Fig. 1. (a) Basic defining equation and abstract architecture; (b) virtual PE array, where each PE is indicated by the yellow box and contains an adder, multiplier, registers and miscellaneous logic; (c) actual array implementation resulting from projection of the architecture (b) onto a linear array of PEs.

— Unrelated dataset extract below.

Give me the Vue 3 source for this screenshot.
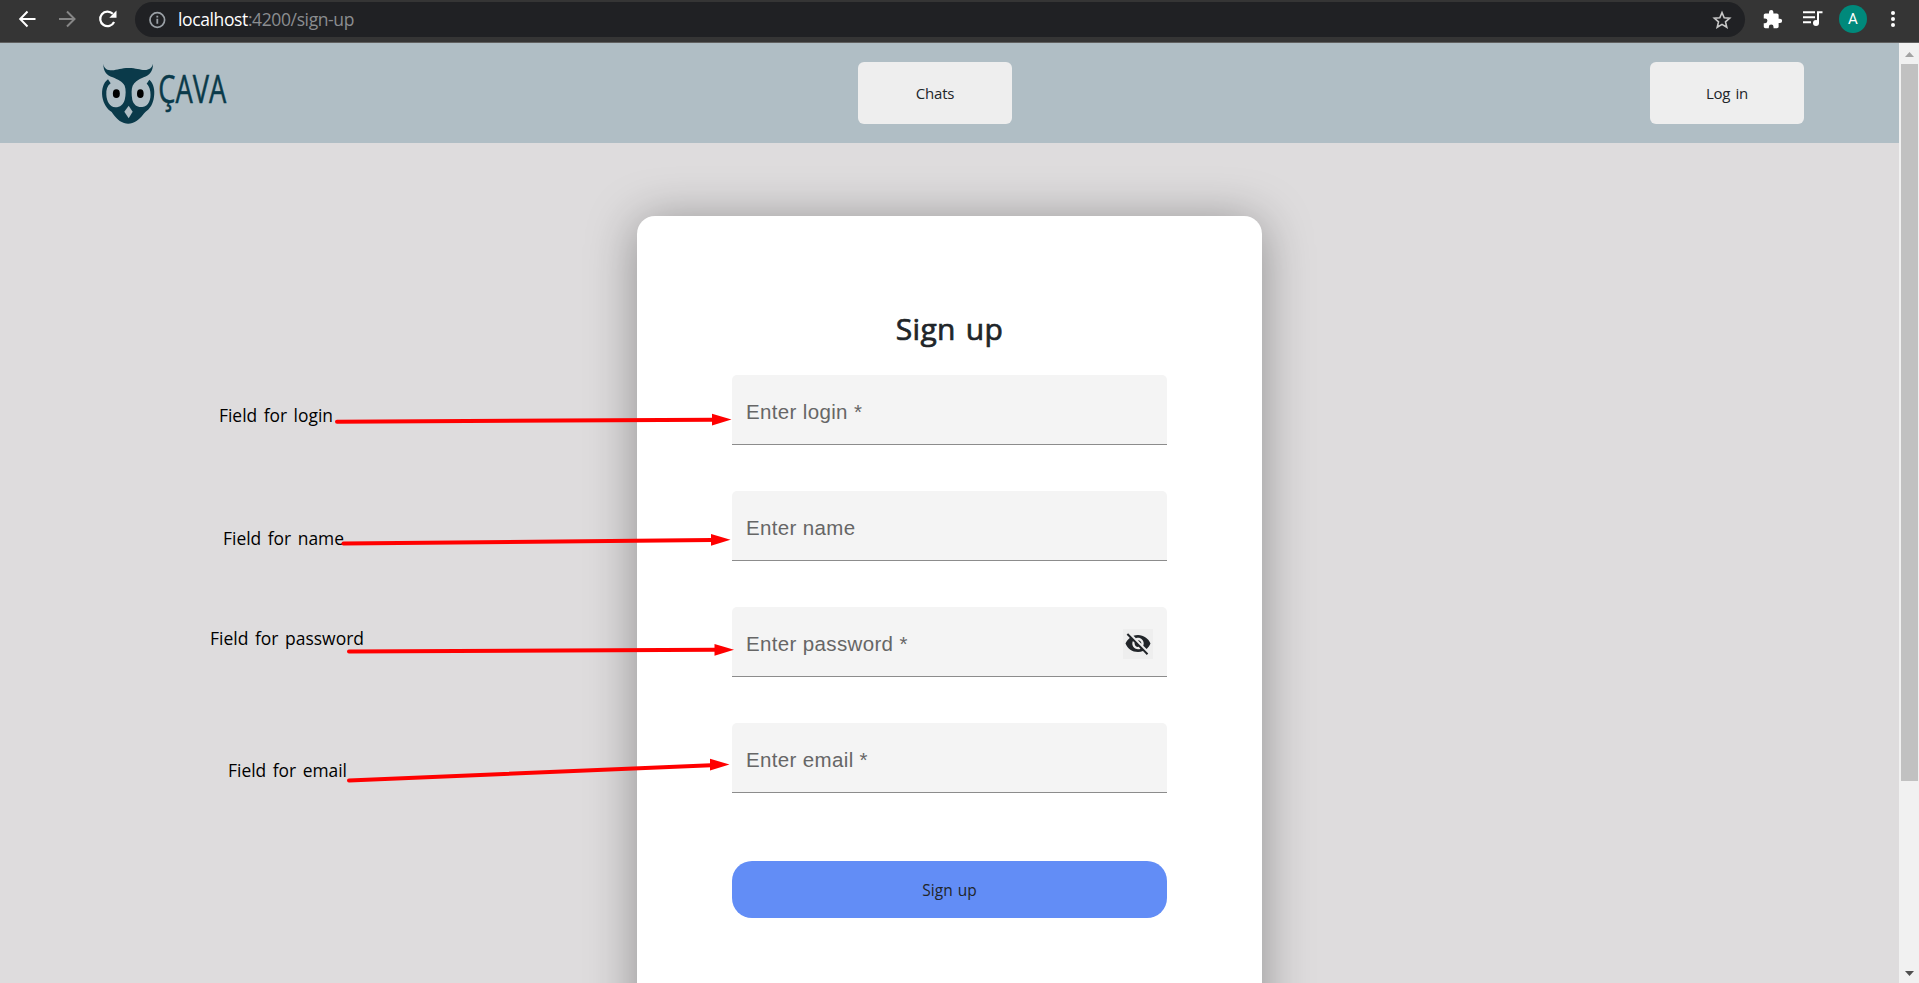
<script setup>
const fields = [
  { label: 'Enter login', required: true },
  { label: 'Enter name' },
  { label: 'Enter password', required: true, secret: true },
  { label: 'Enter email', required: true },
]

const notes = [
  { text: 'Field for login', x: 219, y: 421.5, w: 114, from: [337, 421.7], to: [713, 419.7], tip: [731.5, 419.6] },
  { text: 'Field for name', x: 223, y: 544.5, w: 121, from: [343.5, 543.5], to: [712, 540], tip: [730.5, 539.7] },
  { text: 'Field for password', x: 210, y: 644.5, w: 154, from: [349, 651.4], to: [715, 649.7], tip: [734, 649.7] },
  { text: 'Field for email', x: 228, y: 776.5, w: 119, from: [349, 780.5], to: [711, 765.2], tip: [729.5, 764.5] },
]
const head = (n) => {
  const bx = n.tip[0] - 19.5
  return `${bx},${n.tip[1] - 5.8} ${n.tip[0]},${n.tip[1]} ${bx},${n.tip[1] + 6}`
}
</script>

<template>
  <div class="window">
    <header class="chrome">
      <div class="controls">
        <svg width="20" height="20" viewBox="0 0 20 20" fill="none" stroke="#fff" stroke-width="2"><path d="M18.500 10H3.500M10.500 2.500L3.200 10l7.300 7.500" /></svg>
        <svg width="20" height="20" viewBox="0 0 20 20" fill="none" stroke="#868686" stroke-width="2"><path d="M2 10H17.500M10 2.500L17.500 10l-7.500 7.500" /></svg>
        <svg width="20" height="20" viewBox="0 0 20 20"><path d="M17.100 13a7.300 7.300 0 1 1-1.300-8.200" fill="none" stroke="#fff" stroke-width="2.200" /><path d="M19.500 1.500v7.200h-7.200z" fill="#fff" /></svg>
      </div>
      <div class="address">
        <svg class="info" width="18" height="18" viewBox="0 0 18 18"><circle cx="9.300" cy="9" r="7.300" fill="none" stroke="#9aa0a6" stroke-width="1.700" /><path d="M8.400 7.800h1.800v5H8.400zM8.400 4.800h1.800v1.800H8.400z" fill="#9aa0a6" /></svg>
        <span class="url"><b>localhost</b>:4200/sign-up</span>
        <svg class="star" width="20" height="20" viewBox="0 0 20 20"><path d="M10 2.600l2.200 5.100 5.500.5-4.200 3.700 1.300 5.400-4.800-2.900-4.800 2.900 1.300-5.400L2.300 8.200l5.500-.5z" fill="none" stroke="#c8c8c8" stroke-width="1.600" /></svg>
      </div>
      <div class="tools">
        <svg width="21" height="21" viewBox="0 0 24 24" fill="#fff"><path d="M20.500 11H19V7c0-1.100-.9-2-2-2h-4V3.500a2.500 2.500 0 0 0-5 0V5H4c-1.100 0-2 .9-2 2v3.800h1.500a2.700 2.700 0 0 1 0 5.400H2V20c0 1.100.9 2 2 2h3.800v-1.500a2.700 2.700 0 0 1 5.400 0V22H17c1.100 0 2-.9 2-2v-4h1.500a2.500 2.500 0 0 0 0-5z" /></svg>
        <svg width="20" height="18" viewBox="0 0 20 18"><path d="M0 2.200h12M0 7.200h12M0 12.200h8" stroke="#fff" stroke-width="2" /><circle cx="13" cy="13" r="3" fill="#fff" /><path d="M15 13V2.200h4.500" fill="none" stroke="#fff" stroke-width="2" /></svg>
        <span class="avatar">A</span>
        <svg width="6" height="18" viewBox="0 0 6 18" fill="#fff"><circle cx="3" cy="3" r="2" /><circle cx="3" cy="9" r="2" /><circle cx="3" cy="15" r="2" /></svg>
      </div>
    </header>

    <div class="viewport">
      <main class="page">
        <nav class="nav">
          <svg class="logo" viewBox="15 4 375 255" width="125" height="85">
            <g fill="#0a3a4a">
              <path d="M40 42C42 57 52 62 66 62C82 61 94 55 116 55C138 55 150 61 164 61C178 60 186 55 189 42C189 66 178 77 161 83C144 89 133 98 128 108C124 117 124 133 127 151C131 165 142 174 157 172C176 169 184 150 181 126C179 113 175 106 170 102L178 90C191 101 195 121 192 141C189 163 180 177 167 186C157 196 148 213 127 220C119 223 110 223 102 220C83 214 73 198 65 187C51 178 41 163 37 142C34 119 40 99 54 89L62 101C52 108 48 120 49 135C50 156 60 171 76 173C91 173 100 164 104 151C108 135 108 118 104 108C98 97 83 89 68 83C50 77 40 66 40 42Z" />
            </g>
            <path d="M116 168L128 186L116 206L103 186Z" fill="#b0bec5" />
            <ellipse cx="79" cy="132" rx="10.500" ry="13" />
            <ellipse cx="151" cy="132" rx="10" ry="13" />
            <text x="205" y="159" textLength="204" lengthAdjust="spacingAndGlyphs">ÇAVA</text>
          </svg>
          <button class="nav-btn">Chats</button>
          <button class="nav-btn">Log in</button>
        </nav>

        <form class="card" @submit.prevent>
          <h1>Sign up</h1>
          <div v-for="f in fields" :key="f.label" class="field">
            <label>{{ f.label }}<span v-if="f.required" class="mark"> *</span></label>
            <span v-if="f.secret" class="eye">
              <svg width="30" height="30" viewBox="-1.200 -0.800 26.400 26.400"><path fill="#212529" d="M12 7c2.760 0 5 2.240 5 5 0 .65-.13 1.260-.36 1.830l2.920 2.920c1.510-1.260 2.700-2.890 3.430-4.750-1.730-4.390-6-7.500-11-7.500-1.400 0-2.740.25-3.980.7l2.160 2.160C10.740 7.130 11.350 7 12 7zM2 4.270l2.280 2.280.46.46C3.080 8.300 1.780 10.020 1 12c1.730 4.390 6 7.500 11 7.500 1.550 0 3.030-.3 4.380-.84l.42.42L19.730 22 21 20.730 3.270 3 2 4.270zM7.530 9.800l1.550 1.550c-.05.21-.08.43-.08.65 0 1.660 1.340 3 3 3 .22 0 .44-.03.65-.08l1.550 1.550c-.67.33-1.410.53-2.200.53-2.760 0-5-2.240-5-5 0-.79.2-1.530.53-2.200zm4.310-.78l3.150 3.150.02-.16c0-1.660-1.340-3-3-3l-.17.01z" /></svg>
            </span>
          </div>
          <button class="submit">Sign up</button>
        </form>
      </main>

      <aside class="scrollbar">
        <svg width="20" height="21" viewBox="0 0 20 21"><path d="M6 14l4.500-5 4.500 5z" fill="#a3a3a3" /></svg>
        <div class="thumb"></div>
        <svg class="down" width="20" height="21" viewBox="0 0 20 21"><path d="M6 9h9l-4.500 5z" fill="#505050" /></svg>
      </aside>
    </div>

    <svg class="notes" width="1919" height="983" viewBox="0 0 1919 983">
      <g v-for="n in notes" :key="n.text">
        <text :x="n.x" :y="n.y" :textLength="n.w" lengthAdjust="spacingAndGlyphs">{{ n.text }}</text>
        <line :x1="n.from[0]" :y1="n.from[1]" :x2="n.to[0]" :y2="n.to[1]" />
        <polygon :points="head(n)" />
      </g>
    </svg>
  </div>
</template>

<style>
html, body { margin: 0; overflow: hidden; }
</style>

<style scoped>
.window {
  position: relative;
  display: flex;
  flex-direction: column;
  width: 1919px;
  height: 983px;
  overflow: hidden;
  font-family: "Open Sans", "Noto Sans", sans-serif;
  color: #212529;
}
.window * { box-sizing: border-box; }
svg { display: block; flex: none; }
.chrome {
  display: flex;
  flex: none;
  height: 43px;
  padding-top: 2px;
  background: #353535;
  border-bottom: 1px solid #606060;
}
.controls {
  display: flex;
  gap: 20px;
  width: 135px;
  height: 34px;
  padding-left: 17px;
  align-items: center;
}
.address {
  display: flex;
  align-items: center;
  width: 1610px;
  height: 35px;
  padding: 0 13px;
  border-radius: 18px;
  background: #202124;
}
.url {
  flex: 1;
  margin: -2px 0 0 12px;
  font-size: 17.500px;
  line-height: 24px;
  letter-spacing: -.38px;
  color: #8b8d90;
}
.url b { font-weight: 400; color: #fff; }
.tools {
  display: flex;
  align-items: center;
  height: 34px;
  margin-left: 17px;
}
.tools svg:nth-child(2) { margin-left: 20px; }
.avatar {
  width: 28px;
  height: 28px;
  margin: 0 23px 0 16px;
  border-radius: 50%;
  background: #00897b;
  color: #fff;
  font: 15px/29px Roboto, sans-serif;
  text-align: center;
}
.viewport { display: flex; flex: 1; min-height: 0; }
.page {
  width: 1899px;
  background: #dedcdd;
  overflow: hidden;
}
.nav {
  display: flex;
  align-items: center;
  justify-content: space-between;
  height: 100px;
  padding: 0 95px;
  background: #b0bec5;
}
.logo { overflow: visible; }
.logo text {
  font-family: "Open Sans", "Noto Sans", sans-serif;
  font-size: 114px;
  fill: #0a3a4a;
  stroke: #0a3a4a;
  stroke-width: 1.500px;
}
button {
  padding: 0;
  border: 0;
  font-family: "Open Sans", "Noto Sans", sans-serif;
  color: #212529;
}
.nav-btn {
  width: 154px;
  height: 62px;
  border-radius: 6px;
  background: #eee;
  font-size: 15px;
  letter-spacing: -.2px;
  word-spacing: 1.500px;
}
.card {
  display: flex;
  flex-direction: column;
  width: 625px;
  height: 860px;
  margin: 73px 0 0 637px;
  padding: 93px 95px 0;
  border-radius: 18px;
  background: #fff;
  box-shadow: 0 5px 50px rgba(0, 0, 0, .36);
}
h1 {
  margin: 0 0 26px;
  font-size: 30px;
  font-weight: 500;
  line-height: 40px;
  letter-spacing: .3px;
  word-spacing: 2px;
  text-align: center;
  -webkit-text-stroke: .7px #212529;
}
.field {
  display: flex;
  align-items: center;
  justify-content: space-between;
  flex: none;
  height: 70px;
  margin-bottom: 46px;
  padding: 5px 14px 0;
  border-bottom: 1px solid #8c8c8c;
  border-radius: 5px 5px 0 0;
  background: #f4f4f4;
}
.field label {
  font: 20.500px/24px "Liberation Sans", Arial, sans-serif;
  letter-spacing: .35px;
  color: #666;
}
.mark { white-space: pre; }
.eye { background: #eee; }
.submit {
  flex: none;
  height: 57px;
  margin-top: 22px;
  border-radius: 20px;
  background: #628df6;
  font-size: 15.500px;
  word-spacing: 1px;
}
.scrollbar {
  display: flex;
  flex-direction: column;
  width: 20px;
  background: #f1f1f1;
}
.thumb { width: 17px; height: 717px; margin-left: 2px; background: #c1c1c1; }
.down { margin-top: auto; }
.notes { position: absolute; inset: 0; pointer-events: none; }
.notes text {
  font-family: "Open Sans", "Noto Sans", sans-serif;
  font-size: 17.500px;
  word-spacing: 2px;
  fill: #000;
}
.notes line { stroke: #f00; stroke-width: 4; stroke-linecap: round; }
.notes polygon { fill: #f00; }
</style>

Because 6×6 array sizes would result in operation speeds that far exceed that needed in today’s applications, only a single linear PE row was used for the left-hand-side (LHS) and right-hand-side (RHS) PE arrays. In other words each LHS, RHS and multiplier PE array are considered “virtual” and the linear array shown in Fig. 1(c) emulates the operation of the larger 6×6 arrays. This mapping involves projecting or “collapsing” the columns in the array shown in the Fig. 1(b) onto a single PE in Fig. 1(c). In this linear array there are 6 RAM memories associated with LHS/RHS PEs and a single output buffer RAM. Also, a complex multiplier is used in each LHS/RHS PE.


Total computational throughput in clock cycles per DFT are shown in the table below.Typical clock speeds are about 400MHz, so the slowest throughput (N=1200-points ) is ~9µsec.Since only one PE row is used to emulate all 6 PE rows in the virtual array (Fig. 1(b)), it is possible to further increase speeds by using more than one. If all 6 PE rows were implemented, the slowest throughput (N=1200-points) would be ~1.5µsec.

DFT Size
Cycles per
DFT Size
Cycles per
DFT Size
Cycles per
1296 2592 576 1154 180 365
1200 3601 540 1081 144 289
1152 3458 480 962 120 244
1080 2160 432 864 108 221
972 3891 384 770 96 200
960 2881 360 721 72 149
900 1801 324 651 60 124
864 1728 300 601 48 102
768 2304 288 578 36 36
720 1440 240 481 24 24
648 1296 216 437 12 12
600 1201 192 384
One of the unique features of the architecture is that it can be equally efficient for small transform sizes as well as large.  For example most large LTE transform sizes can be computed in ~2*N cycles, e.g., 2592 cycles for N=1296-points. The three smaller sizes, e.g., 12 cycles for N=12 can be computed in streaming (on-the-fly) fashion.